WRITTEN EXERCISE: Say how many lines contain the string "styles". Give no other output.

RAW DATA:
----------------
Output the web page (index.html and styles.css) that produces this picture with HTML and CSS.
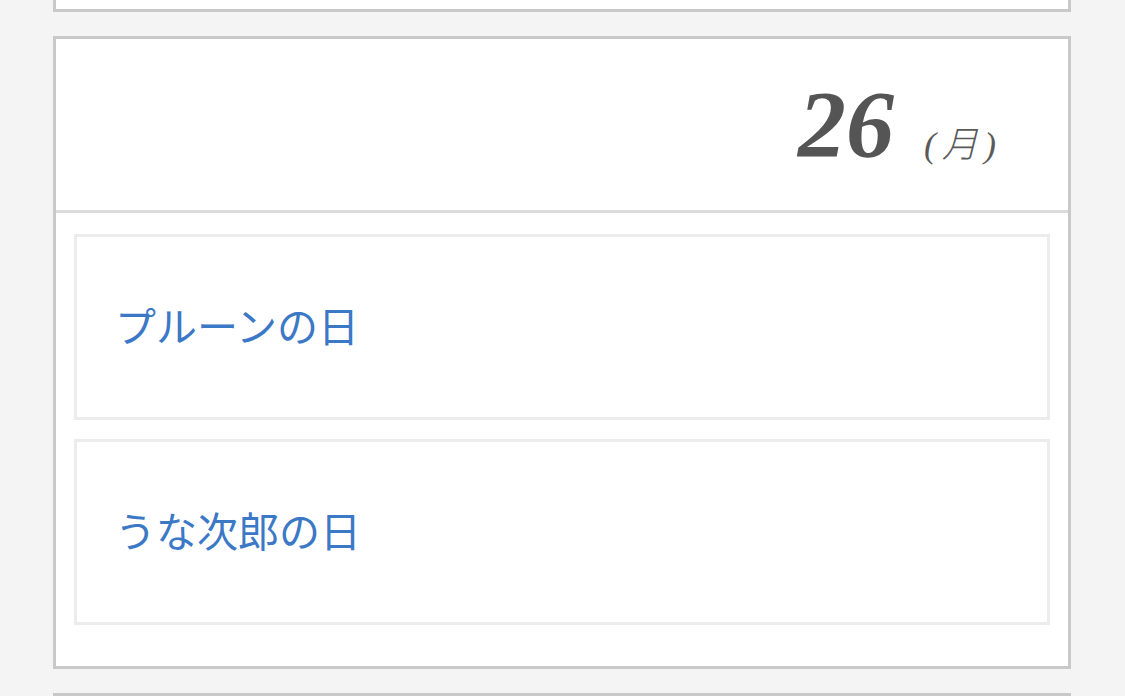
FILE: index.html
```html
<!DOCTYPE html>
<html lang="ja">
<head>
<meta charset="utf-8">
<title>記念日カレンダー</title>
<link rel="stylesheet" href="styles.css">
</head>
<body>
<main class="days">
  <section class="day day--prev"></section>
  <section class="day">
    <header class="day-head">
      <span class="day-num">26</span>
      <span class="day-week">(月)</span>
    </header>
    <ul class="events">
      <li class="event"><a class="event-link" href="#">プルーンの日</a></li>
      <li class="event"><a class="event-link" href="#">うな次郎の日</a></li>
    </ul>
  </section>
  <section class="day day--next"></section>
</main>
</body>
</html>
```

FILE: styles.css
```css
html, body {
  margin: 0;
  padding: 0;
  background: #f4f4f4;
  height: 696px;
  overflow: hidden;
}

.days {
  width: 1018px;
  margin-left: 53px;
  display: flex;
  flex-direction: column;
  gap: 24px;
}

.day {
  background: #fff;
  border: 3px solid #c9c9c9;
}

.day--prev {
  border-top: 0;
  height: 9px;
}

.day--next {
  border-bottom: 0;
  height: 40px;
}

.day-head {
  height: 174px;
  box-sizing: border-box;
  border-bottom: 3px solid #dcdcdc;
  display: flex;
  justify-content: flex-end;
  align-items: baseline;
  padding: 38px 72px 0 0;
  color: #555;
}

.day-num {
  font-family: "Liberation Serif", "Times New Roman", serif;
  font-style: italic;
  font-weight: bold;
  font-size: 96px;
  line-height: 1;
  margin-right: 30px;
}

.day-week {
  font-family: "Liberation Serif", "Noto Sans CJK JP", serif;
  font-style: italic;
  font-weight: 300;
  font-size: 36px;
  line-height: 1;
  letter-spacing: 6px;
  margin-right: -6px;
  color: #5a5a5a;
}

.events {
  list-style: none;
  margin: 0;
  padding: 21px 18px 41px;
  display: flex;
  flex-direction: column;
  gap: 19px;
}

.event {
  height: 180px;
  box-sizing: content-box;
  border: 3px solid #ececec;
  display: flex;
  align-items: center;
  padding-left: 38px;
}

.event-link {
  font-family: "Noto Sans CJK JP", "Noto Sans", sans-serif;
  font-size: 41px;
  color: #3b78c6;
  text-decoration: none;
  line-height: 1;
  margin-bottom: 6px;
}
```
----------------
SOLUTION: 3